Future wars of attrition, as the world has witnessed in Ukraine, point to the need for Collaborative Combat Aircraft (CCAs) or other autonomous drones, a senior U.S. Air Force official suggested on Sept. 6.

The regeneration and replacement capacity of the Air Force in a war of attrition is “absolutely a concern,” Air Force Lt. Gen. Clinton Hinote, the service’s deputy chief of staff for strategy, integration, and requirements, told an Atlantic Council forum.

“As we look and we see where our force design goes in the future, we see an increasing likelihood that the first fait accompli-type maneuver is stalled out,” he said. “Then you get to the what’s next question, and what’s next could be a grinding, lukewarm war around the globe between superpowers that would last for years and not necessarily net a whole lot of gain. That would be bad for both sides. We don’t want that, but it might happen anyway. If it did, we have to think about what we can scale.”

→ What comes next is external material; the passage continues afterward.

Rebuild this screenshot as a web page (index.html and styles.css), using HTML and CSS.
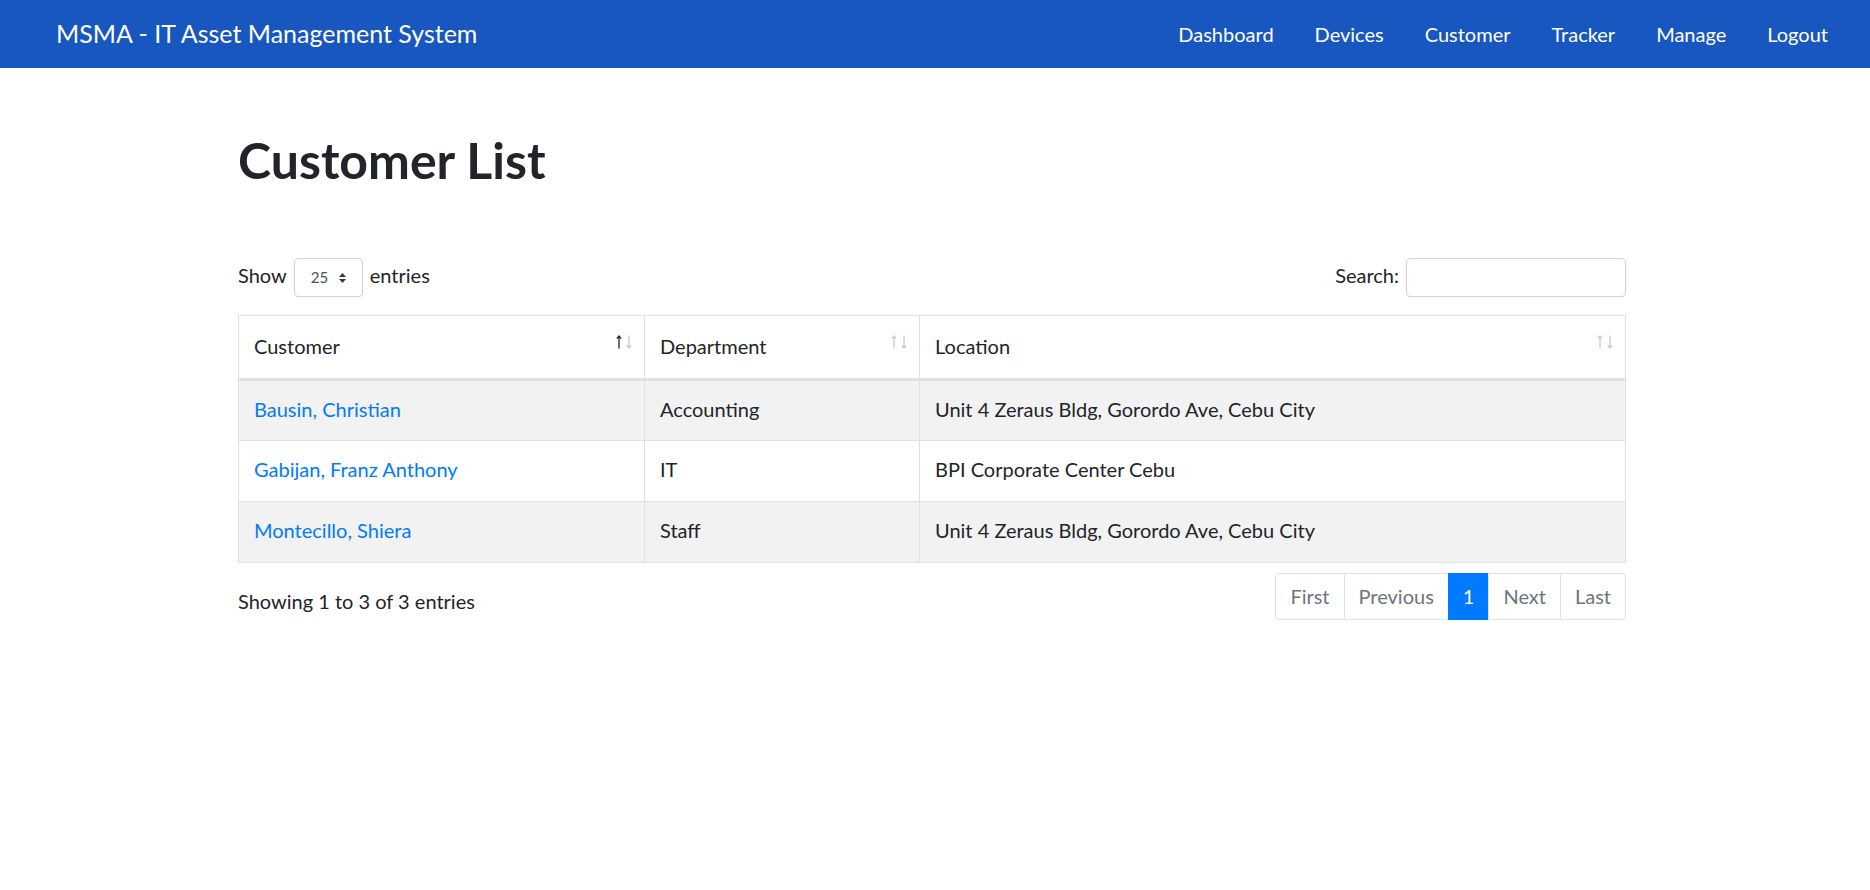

“It seems really difficult to scale some of the more exquisite capabilities,” Hinote said. “I’m going to put at the very top of that our operators. It’s hard to mass produce great operators. That includes not only pilots, but special operators, key operators on the ground, at sea, in space, and scaling that in a war of atrrition is going to be really hard, in addition to the exquisite platforms in all the domains. We’re very unlikely to see that scale.”

“Scaling today certainly looks like some sort of autonomous aircraft using the air littorals,” he said. “There are several manufacturers in the United States, not counting around the globe with our allies and partners, that can produce these things. We would need all of them to go after that. In addition to that, I also think there’s a chance that software can scale. We’re clearly seeing DevOps scaling in ways we’ve never seen before. So, if you put those two together, you might have autonomous flight plus software so that, if the autonomous vehicle is so flexible, every day you have a different autonomous vehicle because you load new software in it. We can probably scale that. If so, then we’ve got to be able to lay the foundations for that, not only the technical foundations, but the doctrinal and the organizational foundations in case we do need to scale that in a modern war of attrition.”

In addition to the doctrinal challenge of the Air Force possibly becoming a service that has mostly unmanned aircraft or a significant number of such platforms, building fewer manned aircraft in favor of high numbers of such autonomous aircraft may face opposition from defense companies.

Air Force Secretary Frank Kendall has said that his top technology priority is “autonomous behaviors and artificial intelligence decision support,” and he has suggested that the Next Generation Air Dominance (NGAD) manned fighter could serve as a play caller for autonomous CCAs (Defense Daily, Aug. 11).

For CCA, the Air Force may glean lessons learned from other manned-unmanned teaming efforts, such as the Skyborg Vanguard program, and may take a step toward equipping fighter squadrons with some initial stage CCAs in next year’s fiscal 2024 budget request.

The Air Force has been developing an acquisition strategy and timeline for CCA, up to five of which may be employed by each “quarterback,” manned NGAD fighter, which Kendall recently said has entered the engineering and manufacturing development stage. Air Force acquisition chief Andrew Hunter has said that he envisions more than one supplier of CCA, rather than a “winner take all strategy.”

The Air Force’s Skyborg Vanguard program has yet to transition to production, but the service has said that the Kratos [KTOS] XQ-58 Valkyrie is an example of what Skyborg drones may look like.

Other drones, such as Boeing‘s [BA] Airpower Teaming System (ATS) under development as the MQ-28 Ghost Bat for the Royal Australian Air Force’s Loyal Wingman project, are also possible CCAs for the U.S. Air Force. ATS is a stealthy, multirole, unmanned aircraft system.

Each of the manned NGAD aircraft may cost “multiple hundreds of millions of dollars,” Kendall has said, while the CCAs operated by the manned NGAD would help lessen the program’s cost. Because of the extended range and mission payloads needed for CCAs, however, the latter would be significantly more expensive than other drones and would have about half the unit cost of the manned NGAD.